Rucker, C.; Rucker, G.; Meringer, M. y-Randomization and Its Variants in QSPR/QSAR. J.
Chem. Inf. Model. 2007, 47, 2345-2357.
Lindgren, F.; Hansen, B.; Karcher, W.; Sjostrom, M.; Eriksson, L. Model Validation by
Permutation Tests: Applications to Variable Selection. Journal of Chemometrics 1996, 10, 521-532.
Examples
# First run Select_MLR to define n
# scramb(mydata,1000,nom,dim(MLR)[2])
Development of the model (multi linear regression)
Description
From a list of descriptors and responses values, this function choose the best compromise between correlation and robustness to select the best model.
Usage
select_MLR(y, desc, n, method = "forward")
Arguments
y |
Vector with values of the property/response |
desc |
Dataframe containing the names of desciptors and their values |
n |
Maximal number (integer) of desciptors for the final equation |
method |
Determine the method used to build the regression. Can be: "backward", "forward" (by default) or "seqrep". For more info see leaps package. |
Value
Return the list of selected variables for the choosen MLR.
Examples
# First run Select_variables to remove descriptors with missing or constant values.

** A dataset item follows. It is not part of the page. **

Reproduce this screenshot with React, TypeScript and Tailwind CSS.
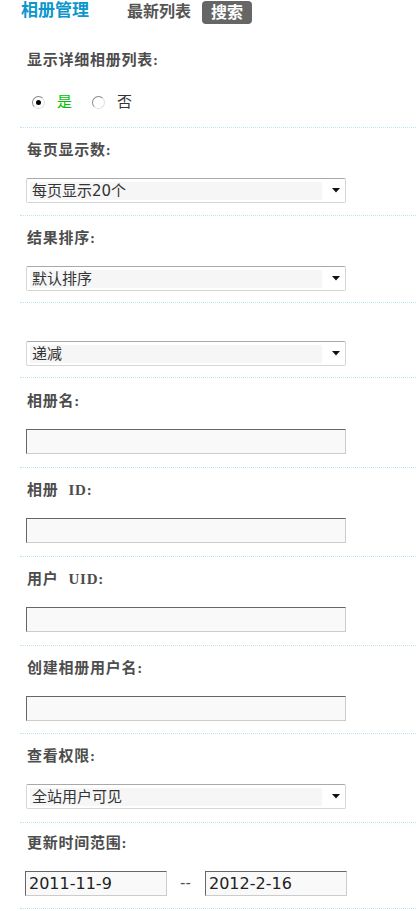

# MLR<-select_MLR(y,desc,5)
Selection of descriptors
Description
This function allow the user to select wanted descriptors between both that are intercorrelated with a correlation coefficent higher that ThresholdInterCor. The selection can also be automatic based on the correlation with the property of each variables.
Usage
select_variables(id, y, d, ThresholdInterCor, auto = FALSE)
Arguments
id |
List of the names of observations |
y |
List of the values of the property/response |
d |
Dataframe containing the names of desciptors and their values (without missing or constant values) |
ThresholdInterCor |
Threshold value (double) of the accepted intercorrelation between descriptors (should be between 0 and 1) |
auto |
Two possible values: TRUE or FALSE (by default). The selection of descriptors is done automatically based on the correlation between descriptor and property (auto=TRUE) or is done manually by user (auto=FALSE) |
Value
return a dataframe containing only of non intercorrelated variables
Examples
# Run after Preselection : d<-Preselection(desc)
# desc<-select_variables(id,y,d,0.95)